A blockchain-enabled horizontal federated learning system for fuzzy invasion detection in maintaining space security

Abstract

Recent advances in Industry 4.0 technologies drive robotic objects' decentralisation and autonomous intelligence, raising emerging space security concerns, specifically invasion detection. Existing physical detection methods, such as vision-based and radar-based techniques, are ineffective in detecting small-scale objects moving at low speeds. Therefore, it is worth investigating and leveraging the power of artificial intelligence to discover invasion patterns through space data analytics. Additionally, fuzzy modelling is needed for invasion detection to enhance the capability of handling data uncertainty and adaptability to evolving invasion patterns.
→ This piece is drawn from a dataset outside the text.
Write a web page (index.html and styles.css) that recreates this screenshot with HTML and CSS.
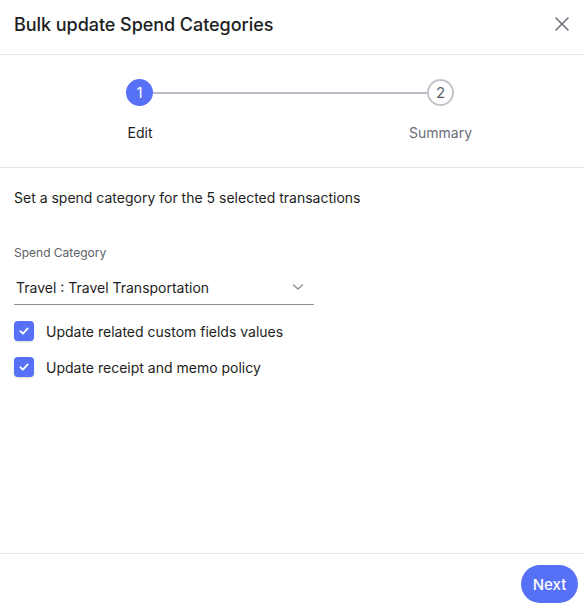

This study proposes a Blockchain-Enabled Federated Fuzzy Invasion Detection System (BFFIDS) to address these challenges and establish real-time invasion detection capabilities for edge devices in the low earth orbit. The entire model training process is performed over the blockchain and horizontal federated learning scheme, securely reaching consensus in model updates. The system's effectiveness is examined through case analyses on a publicly available dataset. The results indicate that the proposed system can effectively maintain the desired invasion detection performance, with an average Area Under Curve (AUC) value of 0.99 across experimental runs. Utilising the blockchain-based federated learning process, the total size of transmitted data is reduced by 89.5 %, supporting the development of lightweight invasion detection applications. A closed-loop mechanism for continuously updating the space invasion detection model is established to achieve high space security.